When the sun had set, Sarah and I, made our way back down and returned to our hostel. Here, we found Jenna, where, once again she made us feel lazy as she had been out for a run. It wasn’t long before Brandon and Dominica returned to join us. We decided to go for food, where I cheated on my wife once again (I guess the saying, “once a cheat, always a cheat,” is true), by seeing another woman for my chicken, ham, and bacon sandwich. This woman had so much more to offer, well, in terms of meat, after ordering we returned to the hostel to eat. Our friend Snaggle had joined in on our walk too and from the market. Outside the hostel, Brandon educated Sarah on shutter speeds of cameras, after her lesson she took photo after photo using a light to write words in the nights sky.

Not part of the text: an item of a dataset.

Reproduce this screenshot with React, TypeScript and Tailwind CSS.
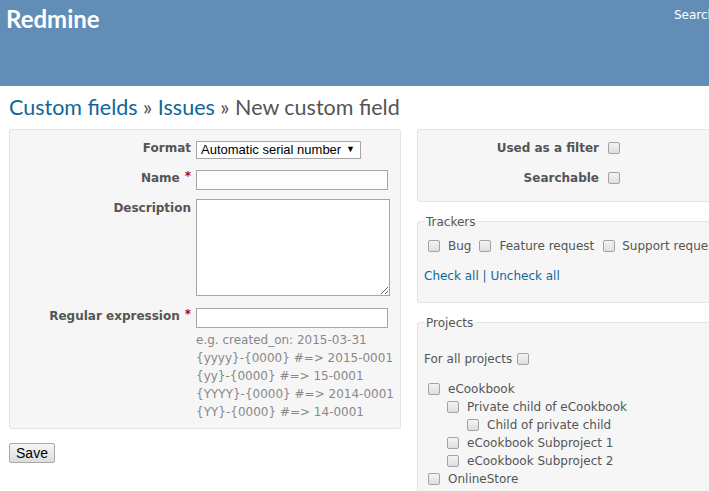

After an hour, we stopped with the camera shenanigans, said goodnight to Snaggle and Dominica, then headed upstairs to our room. Here, Brandon and I invented our new sport known as toilet roll. The only rule of toilet roll, there are no rules. The aim of the game was to ensure it didn’t touch the floor, so long as it remained airborne that’s all that mattered. It’s a very serious game and if you’re not careful you could end up seriously injured. Forget rugby, toilet roll is a real man’s game. When we were done, we attempted to wind up Jenna on her choice of reading books, but, she had too good a sense of humour and just laughed it off. With that, Brandon got up, turned out the light, and we went to bed, swearing we’d all get up at five thirty a.m. to see the monks during alms.